Readers' Choice: Four Peaks Brewing Company

The road to health -- like that to hell -- is paved with good intentions. Not to mention scads of diet-busting restaurants and fast-food joints serving up nutritional no-no's guaranteed to steer you off course.

But thanks to the good -- and good-for-you -- eats at the Green Leaf Cafe, you may finally make it to the finish line in fine fettle.

An international food bazaar of body-beneficial provender, the cafe serves up healthful dishes accented by the cuisines of Persia, the Mediterranean, Italy, America and Mexico, as well as Cajun and the Orient. Vegetables are everywhere, tofu shows up here and there, and brown rice with lentils (a fully balanced meal in itself) comes with almost every dish. The magic, though, is in the fresh herbs and spices -- oregano, basil, mint, dill, fennel, cumin, garlic, capers, parsley, ginger, fenugreek, cilantro and more.

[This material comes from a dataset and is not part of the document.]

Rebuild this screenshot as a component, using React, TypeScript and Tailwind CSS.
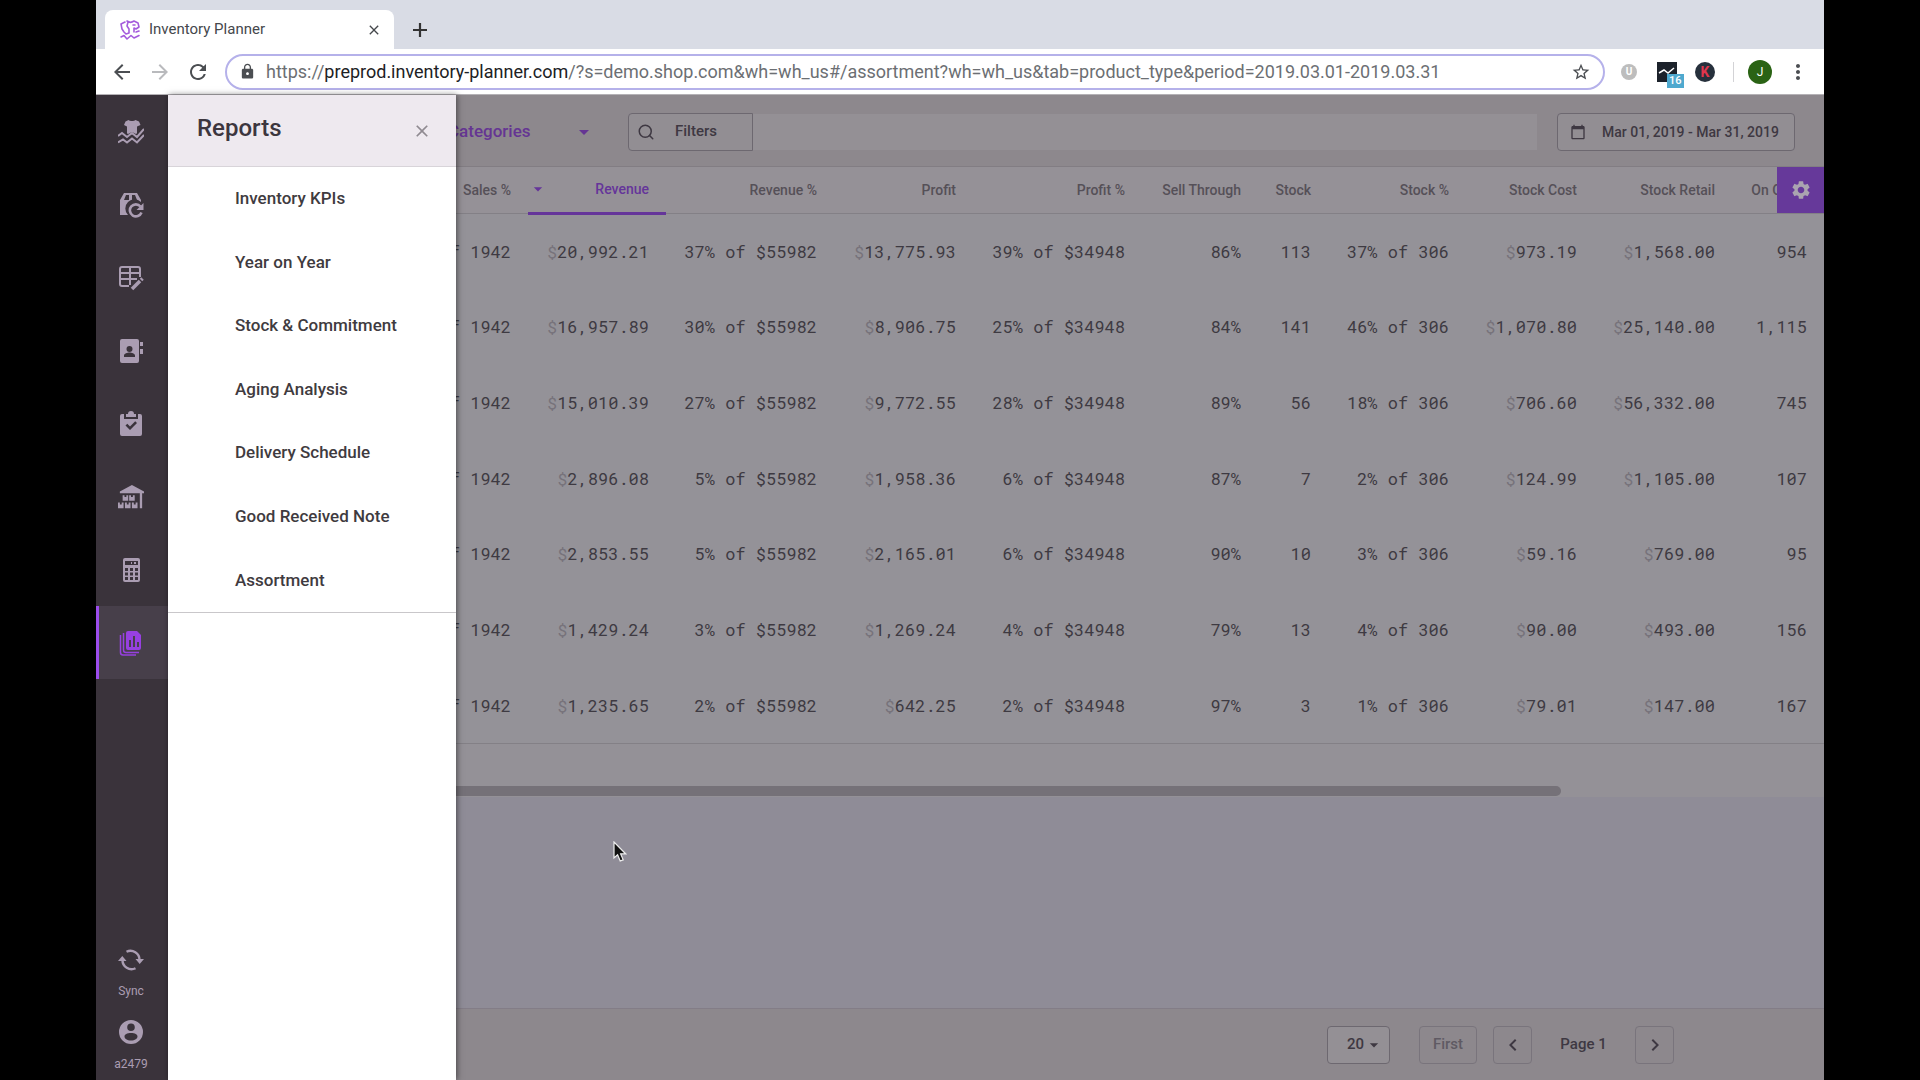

All is not green, however. Despite a menu with a heavy vegan slant, the kitchen also offers entrees containing chicken, turkey, fish and eggs -- but no red meat. There, don't you feel better already?

Readers' Choice: Blue Burrito Grille

With its high alcohol content and low cost, a 40-ouncer of malt liquor is simply the cheapest way to get tanked. So it's no surprise that this bitter, golden blend is readily available in areas where most pants pockets jingle with welfare coins, minimum-wage earnings and the grimy coin of hard-earned handouts.

Near downtown Phoenix, the malt shop of choice is Roland's, a Van Buren market that offers a staggering array of decisions for those with few choices to make. Behind the cold glass, the 40s stand at attention like diabolical soldiers, their manly brand names stenciled across specious, stark labels: St. Ides and St. Ides Ice, King Cobra, Old English 800, Colt .45, Schlitz Malt Liquor and on and on.

No brand costs more than $2, and Roland's even tosses in a paper bag "coaster" for free.